Registration through the agent Conarina exposes another vulnerability. Agent-driven registries depend heavily on documentation submitted across borders, often without sustained physical inspection. When communication with an agent collapses after a scandal, enforcement begins to look reactive rather than preventative.

International maritime law leaves little ambiguity about responsibility. Under the International Maritime Organisation framework and the United Nations Convention on the Law of the Sea, flag states must exercise effective jurisdiction and control over vessels flying their flag. Deregistration after interception may satisfy domestic optics, but it does not answer whether adequate due diligence existed before approval.

That question matters because this is not Tanzania’s first encounter with narcotics seizures linked to its registry. European interceptions in recent years suggest a pattern forming across oceans rather than isolated misconduct. Without transparent investigative outcomes, each case begins to resemble institutional déjà vu.

Former president John Pombe Magufuli recognised the danger in 2018 when he froze foreign registrations pending security vetting. His warning was blunt: operators were exploiting Tanzanian documentation precisely because they expected limited scrutiny. The present controversy quietly asks whether those reforms endured beyond the moment of political urgency.

Global inspection regimes have drawn similar conclusions. The Paris Memorandum of Understanding on Port State Control and the Tokyo Memorandum of Understanding on Port State Control continue to classify Tanzania among the highest-risk flag states, while the United States Coast Guard applies parallel scrutiny. These rankings translate directly into delays, insurance costs, and suspicion for compliant operators.

Behind those statistics lies a quieter, lived reality. Port officials negotiating inspections abroad, seafarers facing additional questioning, and diplomats fielding uncomfortable inquiries all carry the burden of decisions made during registration approvals thousands of kilometres away. Reputation in maritime commerce accumulates slowly but erodes abruptly.

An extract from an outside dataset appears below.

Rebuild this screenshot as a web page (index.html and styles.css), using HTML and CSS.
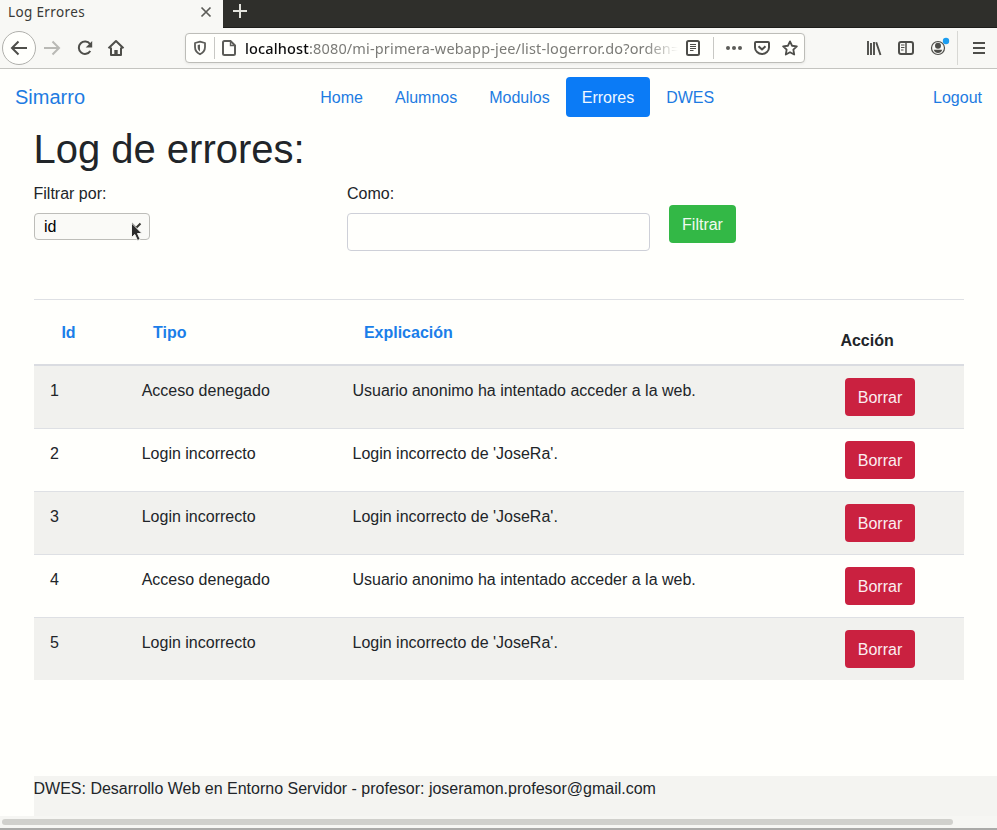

The Salvadoran account, led publicly by President Nayib Bukele, described hidden compartments carrying tonnes of cocaine and a multinational crew. However, international investigators and maritime insurers have offered limited public verification of the vessel’s operational history. That absence leaves unanswered how warning signs, ownership opacity, trading routes, or inspection failures may have been missed.

Equally striking is the limited international dialogue surrounding trafficking networks themselves. Drug routes linking Latin American production zones to global shipping lanes rely on regulatory inconsistencies between jurisdictions. Without deeper investigative cooperation, deregistering one ship risks becoming symbolic while networks move to another flag.

Economically, the consequences extend beyond headlines. High-risk classification increases port inspections and insurance premiums, raising costs for legitimate Tanzanian shipping businesses competing globally. Each scandal, therefore, becomes both a governance issue and a commercial penalty borne by operators who had no role in wrongdoing.

The broader dilemma facing Zanzibar’s registry is unmistakable. Ship registration generates revenue and international visibility, yet every seizure chips away at credibility faster than fines or cancellations can repair it. Unless mainland and island authorities build stronger coordination under existing maritime laws, Tanzania may continue discovering that the most difficult voyages begin long before a vessel ever leaves port.